All over Ireland I’ve seen reminders of my mom’s friend who traveled with her on her own trip around-the-world. Joan’s last name is Moran, and here’s a shop in Westport, just one of the many places I’ve seen bearing her name.
On our last leg to Connemara we saw the roadside beauty of the Wild Atlantic Way. Maybe it was the weather, but with the Causeway Coastal Route, there weren’t many appealing places to pull over and enjoy the beauty of the route. When we arrived in a spot called Doolough, it reminded me so much of Alaska.
We decided to stay in a hostel/lodge right on the Killary Fjord. If I ever find myself back in Connemara, I want to take some time to do some of the adventure sports they have in the region. Killary Adventure Sports was right next to our hostel and they offer things like kayaking, gorge walking, hiking, raft building, rock climbing, and a lot more.

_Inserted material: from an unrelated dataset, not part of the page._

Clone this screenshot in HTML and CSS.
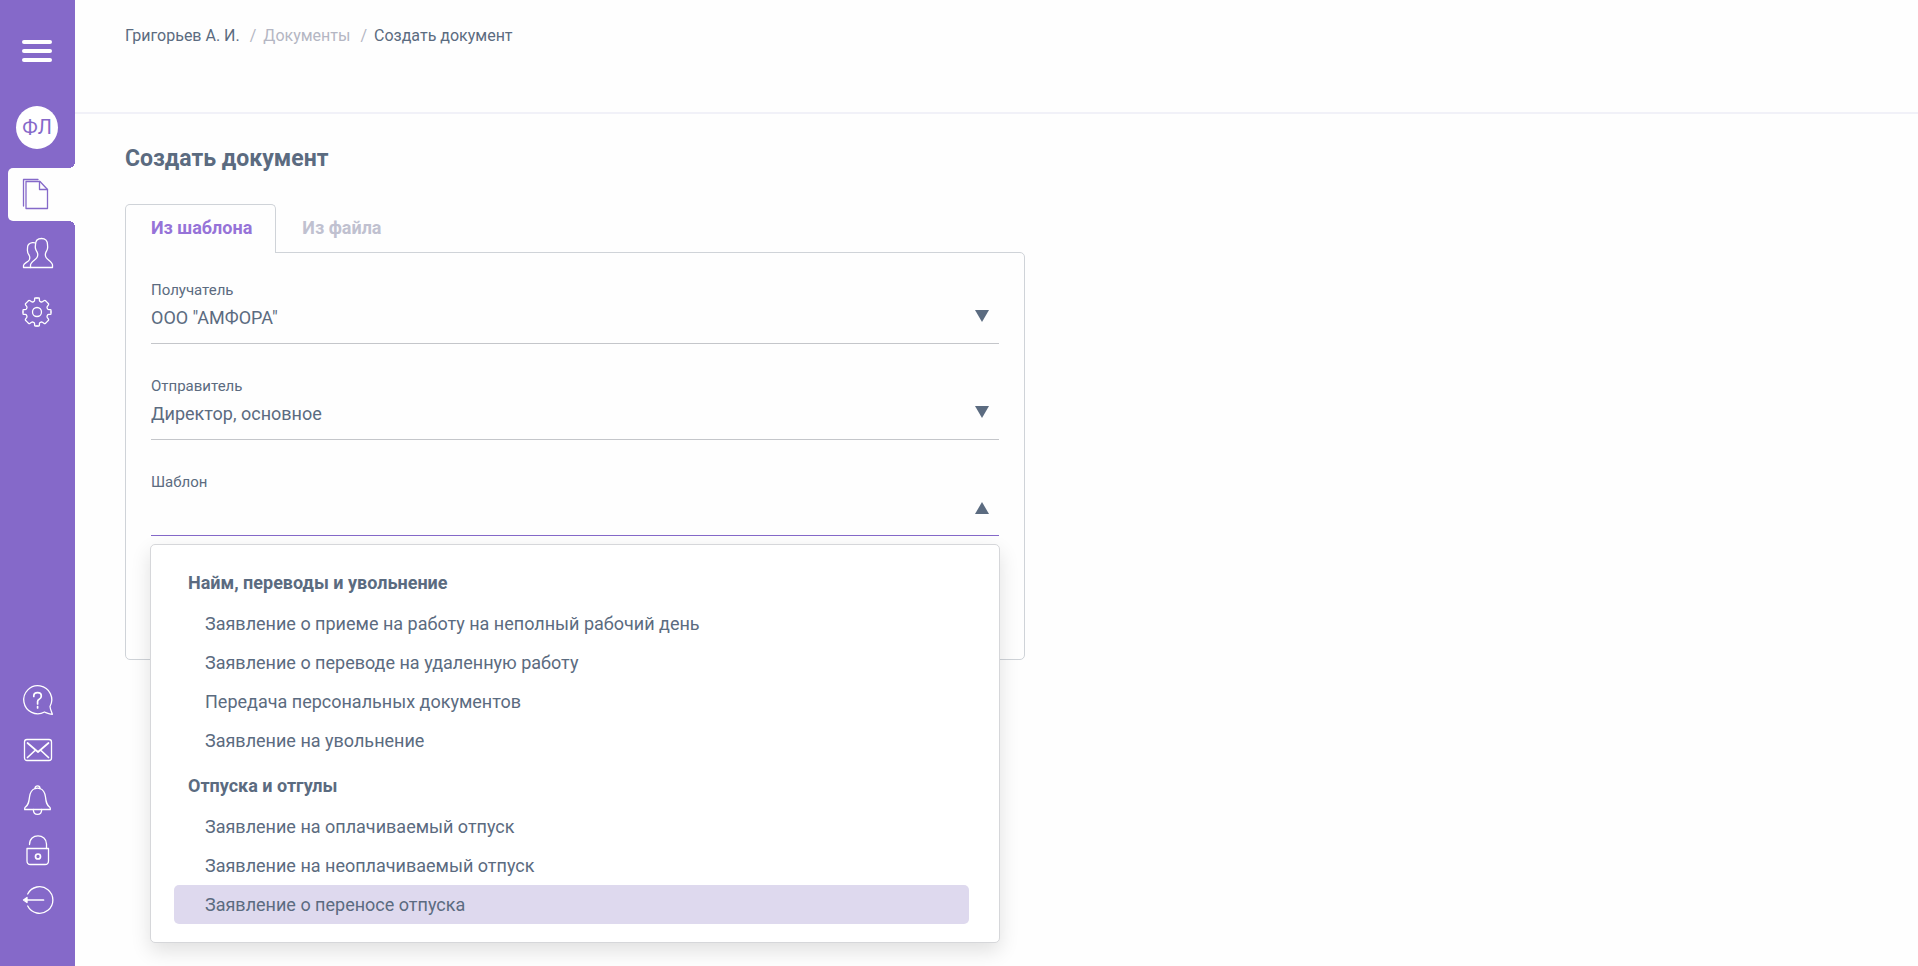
FILE: index.html
```html
<!DOCTYPE html>
<html lang="ru">
<head>
    <meta charset="UTF-8">
    <meta name="viewport" content="width=device-width, initial-scale=1.0">
    <title>Создать документ</title>
    <link rel="stylesheet" href="styles.css">
</head>
<body>
    <aside class="sidebar">
        <button class="burger" type="button" aria-label="Меню">
            <span></span><span></span><span></span>
        </button>
        <a href="#" class="avatar">ФЛ</a>

        <nav class="nav">
            <a href="#" class="nav-item active" aria-label="Документы">
                <svg class="icon" viewBox="0 0 30 30">
                    <path d="M.5 27V.5H15"/>
                    <path d="M3 2.500H17L24.500 10.500V29.500H3Z"/>
                    <path d="M16.500 2.500V10.500H24.500"/>
                </svg>
            </a>
            <a href="#" class="nav-item" aria-label="Сотрудники">
                <svg class="icon" viewBox="0 0 30 30">
                    <path d="M18.500.5c-4 0-6 2.500-6 6 0 1.500-.5 2 0 4 .4 2 1.200 2.500 1.800 4 .6 1.600.6 3.500-.3 5-1.400 2.300-6.500 4.500-6.500 7.500v2.500h22v-2.500c0-3-5-5.200-6.400-7.500-.9-1.500-.9-3.400-.3-5 .6-1.500 1.400-2 1.700-4 .4-2 0-2.500 0-4 0-3.500-2-6-6-6z"/>
                    <path d="M12.500 5C11.500 4.500 7.500 4 5.500 6.500c-1.200 1.500-1 3-1 4.500-.3 2 0 4 1.500 6 1 1.800 1 3.500.2 5C5 24 .5 25.500.5 27.500v2h7"/>
                </svg>
            </a>
            <a href="#" class="nav-item" aria-label="Настройки">
                <svg class="icon" viewBox="-14 -15 30 30">
                    <g id="tooth"><path d="M0-14H1.700Q2.400-14 2.400-13.300V-11.800Q2.400-10.700 3.400-10.400 4.600-9.700 5.400-10.200L6.900-11.300Q7.700-11.900 8.300-11.500L9.900-9.900 11.500-8.300Q11.900-7.700 11.300-6.900L10.200-5.400Q9.700-4.600 10.400-3.400 10.700-2.400 11.800-2.400H13.300Q14-2.400 14-1.700V0"/></g>
                    <use href="#tooth" transform="rotate(90)"/>
                    <use href="#tooth" transform="rotate(180)"/>
                    <use href="#tooth" transform="rotate(270)"/>
                    <circle r="4.500"/>
                </svg>
            </a>
        </nav>

        <nav class="nav-bottom">
            <a href="#" class="nav-link" aria-label="Помощь">
                <svg class="icon" viewBox="0 0 30 30">
                    <path d="M27 21.500A14 14 0 1 0 21.500 27C24 28 26.500 29.300 29.300 29.300 29.500 28 27.500 26 27 21.500Z"/>
                    <path class="bold" d="M10.800 11.500V10.500Q11 7.700 14.500 7.700 18.300 7.700 18.300 11 18.300 13.300 16.200 14.200 14.600 15 14.600 16.500V19M14.600 21.500V23"/>
                </svg>
            </a>
            <a href="#" class="nav-link" aria-label="Сообщения">
                <svg class="icon" viewBox="0 0 30 30">
                    <rect x="1.500" y="4.500" width="27" height="21" rx="2.500"/>
                    <path class="bold" d="M4.500 8 15 17 25.500 8M4.500 22.500 12 15.500M25.500 22.500 18 15.500"/>
                </svg>
            </a>
            <a href="#" class="nav-link" aria-label="Уведомления">
                <svg class="icon" viewBox="0 0 30 30">
                    <path d="M12 3.500C8 5 7 8 6.500 12 6 17 5.500 20 2 22.500Q1.500 23.500 1.700 24.500H27.300Q27.500 23.500 27 22.500C23.500 20 23 17 22.500 12 22 8 21 5 17 3.500Q14.500 2.800 12 3.500Z"/>
                    <path d="M12 3.500C12 0 17 0 17 3.500M10.300 24.500C10.500 31 18.500 31 18.700 24.500"/>
                </svg>
            </a>
            <a href="#" class="nav-link" aria-label="Доступ">
                <svg class="icon" viewBox="0 0 30 30">
                    <path d="M4 13.500H25.500V26Q25.500 29.500 22 29.500H7.500Q4 29.500 4 26Z"/>
                    <path d="M6.500 9.500C6.500 3.500 10.500 .8 15 .8S23.500 4 23.500 9V13.500"/>
                    <circle class="bold" cx="15" cy="21.500" r="2.500"/>
                </svg>
            </a>
            <a href="#" class="nav-link" aria-label="Выход">
                <svg class="icon" viewBox="0 0 30 30">
                    <path d="M4.700 9A13.300 13.300 0 1 1 4.700 21"/>
                    <path class="bold" d="M20.500 15H3"/>
                    <path class="fill" d="M.5 15 4 12.500V17.500Z"/>
                </svg>
            </a>
        </nav>
    </aside>

    <main class="page">
        <header class="header">
            <nav class="breadcrumbs">
                <a href="#">Григорьев А. И.</a>
                <span class="slash">/</span>
                <a href="#" class="muted">Документы</a>
                <span class="slash">/</span>
                <span>Создать документ</span>
            </nav>
        </header>

        <section class="content">
            <h1>Создать документ</h1>

            <div class="tabs">
                <button class="tab active" type="button">Из шаблона</button>
                <button class="tab" type="button">Из файла</button>
            </div>

            <form class="panel">
                <div class="field">
                    <label for="recipient">Получатель</label>
                    <select id="recipient">
                        <option>ООО "АМФОРА"</option>
                    </select>
                    <svg class="arrow" viewBox="0 0 14 12"><path d="M0 0H14L7 12Z"/></svg>
                </div>
                <div class="field">
                    <label for="sender">Отправитель</label>
                    <select id="sender">
                        <option>Директор, основное</option>
                    </select>
                    <svg class="arrow" viewBox="0 0 14 12"><path d="M0 0H14L7 12Z"/></svg>
                </div>
                <div class="field open">
                    <label for="template">Шаблон</label>
                    <select id="template">
                        <option></option>
                    </select>
                    <svg class="arrow" viewBox="0 0 14 12"><path d="M0 12H14L7 0Z"/></svg>

                    <div class="dropdown">
                        <h2>Найм, переводы и увольнение</h2>
                        <button class="option" type="button">Заявление о приеме на работу на неполный рабочий день</button>
                        <button class="option" type="button">Заявление о переводе на удаленную работу</button>
                        <button class="option" type="button">Передача персональных документов</button>
                        <button class="option" type="button">Заявление на увольнение</button>
                        <h2>Отпуска и отгулы</h2>
                        <button class="option" type="button">Заявление на оплачиваемый отпуск</button>
                        <button class="option" type="button">Заявление на неоплачиваемый отпуск</button>
                        <button class="option selected" type="button">Заявление о переносе отпуска</button>
                    </div>
                </div>
            </form>
        </section>
    </main>
</body>
</html>
```
FILE: styles.css
```css
* {
    box-sizing: border-box;
}
body {
    margin: 0;
    min-height: 100vh;
    display: flex;
    font-family: Roboto, "Liberation Sans", sans-serif;
    font-size: 18px;
    color: #5b6b80;
    background: #fefefe;
}
a {
    color: inherit;
    text-decoration: none;
}
button,
select {
    font: inherit;
    color: inherit;
    border: none;
    background: none;
    padding: 0;
    cursor: pointer;
}

/* sidebar */
.sidebar {
    width: 75px;
    flex-shrink: 0;
    display: flex;
    flex-direction: column;
    padding: 40px 0 41px;
    background: #8569c9;
    color: #fff;
}
.burger {
    width: 30px;
    margin-left: 22px;
    display: flex;
    flex-direction: column;
    gap: 5px;
}
.burger span {
    height: 4px;
    width: 100%;
    border-radius: 2px;
    background: #fff;
}
.avatar {
    width: 42px;
    height: 43px;
    margin: 44px 0 19px 16px;
    border-radius: 50%;
    background: #fff;
    color: #8569c9;
    font-size: 20px;
    line-height: 43px;
    text-align: center;
}
.nav {
    display: flex;
    flex-direction: column;
    gap: 6px;
}
.nav-item {
    position: relative;
    height: 53px;
    margin-left: 8px;
    padding: 0 0 1px 15px;
    display: flex;
    align-items: center;
}
.nav-item.active {
    background: #fefefe;
    color: #8569c9;
    border-radius: 5px 0 0 5px;
}
.nav-item.active::before,
.nav-item.active::after {
    content: "";
    position: absolute;
    right: 0;
    width: 6px;
    height: 6px;
}
.nav-item.active::before {
    top: -6px;
    background: radial-gradient(circle at 0 0, transparent 6px, #fefefe 6px);
}
.nav-item.active::after {
    bottom: -6px;
    background: radial-gradient(circle at 0 100%, transparent 6px, #fefefe 6px);
}
.nav-bottom {
    margin-top: auto;
}
.nav-link {
    height: 50px;
    padding-left: 23px;
    display: flex;
    align-items: center;
}
.icon {
    width: 30px;
    height: 30px;
    fill: none;
    stroke: currentColor;
    stroke-width: 1.3;
    stroke-linejoin: round;
    stroke-linecap: round;
    overflow: visible;
}
.icon .bold {
    stroke-width: 1.7;
}
.icon .fill {
    fill: currentColor;
}

/* page */
.page {
    flex: 1;
}
.header {
    height: 114px;
    padding: 26px 50px 0;
    border-bottom: 2px solid #f1f1f8;
}
.breadcrumbs {
    display: flex;
    font-size: 16px;
    line-height: 20px;
}
.breadcrumbs .slash {
    margin: 0 7px 0 10px;
    color: #b4b6c3;
}
.breadcrumbs .muted {
    color: #b4b6c3;
}
.content {
    max-width: 1000px;
    padding: 31px 50px;
}
h1 {
    margin: 0 0 31px;
    font-size: 23px;
    line-height: 28px;
    font-weight: 700;
}

/* tabs */
.tabs {
    display: flex;
}
.tab {
    height: 48px;
    padding: 0 23px 2px 25px;
    border: 1px solid transparent;
    border-bottom: none;
    font-weight: 700;
    color: #c0c1d0;
}
.tab.active {
    position: relative;
    height: 49px;
    margin-bottom: -1px;
    padding-bottom: 3px;
    border-color: #cfd3d8;
    border-radius: 5px 5px 0 0;
    background: #fefefe;
    color: #9673d8;
}

/* form */
.panel {
    display: flex;
    flex-direction: column;
    gap: 32px;
    padding: 27px 25px 123px;
    border: 1px solid #cfd3d8;
    border-radius: 0 5px 5px 5px;
}
.field {
    position: relative;
    display: flex;
    flex-direction: column;
}
.field label {
    font-size: 15px;
    line-height: 20px;
}
.field select {
    appearance: none;
    height: 44px;
    padding-bottom: 8px;
    border-bottom: 1px solid #c4c6ca;
}
.field.open select {
    border-color: #8569c9;
}
.arrow {
    position: absolute;
    right: 10px;
    top: 30px;
    width: 14px;
    height: 12px;
    fill: #5b6b80;
    pointer-events: none;
}

/* template list */
.dropdown {
    position: absolute;
    z-index: 1;
    top: 100%;
    left: -1px;
    right: -1px;
    margin-top: 8px;
    padding: 18px 30px 18px 23px;
    border: 1px solid #d6d7da;
    border-radius: 5px;
    background: #fff;
    box-shadow: 0 8px 20px rgba(0, 0, 0, 0.12);
}
.dropdown h2 {
    margin: 0 0 1px;
    padding-left: 14px;
    font-size: 18px;
    line-height: 40px;
    font-weight: 700;
}
.option + h2 {
    margin-top: 6px;
}
.option {
    display: block;
    width: 100%;
    padding-left: 31px;
    border-radius: 5px;
    line-height: 39px;
    text-align: left;
}
.option.selected {
    background: #ded9ee;
}
```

We finished the night by the sunset over the fjord.
Day 2: Connemara to Galway
Kylemore Abbey & Victorian Walled Garden
We bought an early ticket to see Kylemore Abbey, which was less than 15 minutes away from the hostel. The flexibility of having a car meant that we were able to beat some of the tour buses there. The museum at Kylemore Abbey was outfitted with a brand new exhibition, tracing the creation and history of the abbey as both a luxurious residence and a residence for Benedictine nuns.
The walled garden was a highlight of the estate, a massive 6-acre plot of land filled with period-appropriate plants from the garden’s heyday. We were there between blooms, but it was still magnificent.
Of course, I really loved the pig pen, which featured a male and female pig enjoying a bit of a rest.
Wait…is this Ireland?
While we continued our drive we passed through Dog’s Bay, and it looked nothing like I would expect to see in Ireland. The sand was white and the water turquoise. We didn’t dare get out and hop in the water. After spending nearly a month in the UK & Ireland, I was ready for a proper beach. It wouldn’t be here.
We eventually got to Galway, checked into our hostel, and took a short break before heading to our final destination: The Cliffs of Moher. On the way there was literally a castle on the side of the road.
Dunguaire Castle
We didn’t have time to look around Dungaire Castle, but it was a quick stop-off on the way to the Cliffs of Moher. My favorite part about this castle is that it hosts medieval banquets. If I ever go back to Galway I’m definitely attending one of these banquets. Medieval Times can choke.
The Cliffs of Moher
One of Ireland’s biggest tourist attractions and a spot I didn’t want to miss while driving through Ireland. When we first got there i was a bit concerned because the visitor center put up these barriers that obstructed the view of the cliffs, but kept people from falling off. UGH, safety!
Once we walked a bit further the path was less developed, and because we were there later in the day, the crowds had all but gone. What was concerning was seeing all of the jackasses hanging off of the ledge for photos. There was nothing for them to grab onto and nothing separating them from an impossible-to-survive fall off the cliff. They looked to be in their early twenties and it was one of those moments where I felt my age. They were young enough where it just simply didn’t occur to them that they could fall off the edge and die. A study published last year indicated that between 2011 and 2017, 259 people died globally as a result of selfies. To put that in perspective, 481 people died from shark attacks over the past 50 years.
We ended our night in Galway, exhausted from a long day of driving and in my case, a long day of sitting in a car. Like most places in Ireland, Galway has a big live-music scene at their pubs. I was able to hear it from my hostel and what struck me is how much Irish people love songs like “Country Road”, “Sweet Home Alabama:, and “Don’t Stop Believing.” I didn’t feel so bad missing out renditions of these songs fast asleep in my room.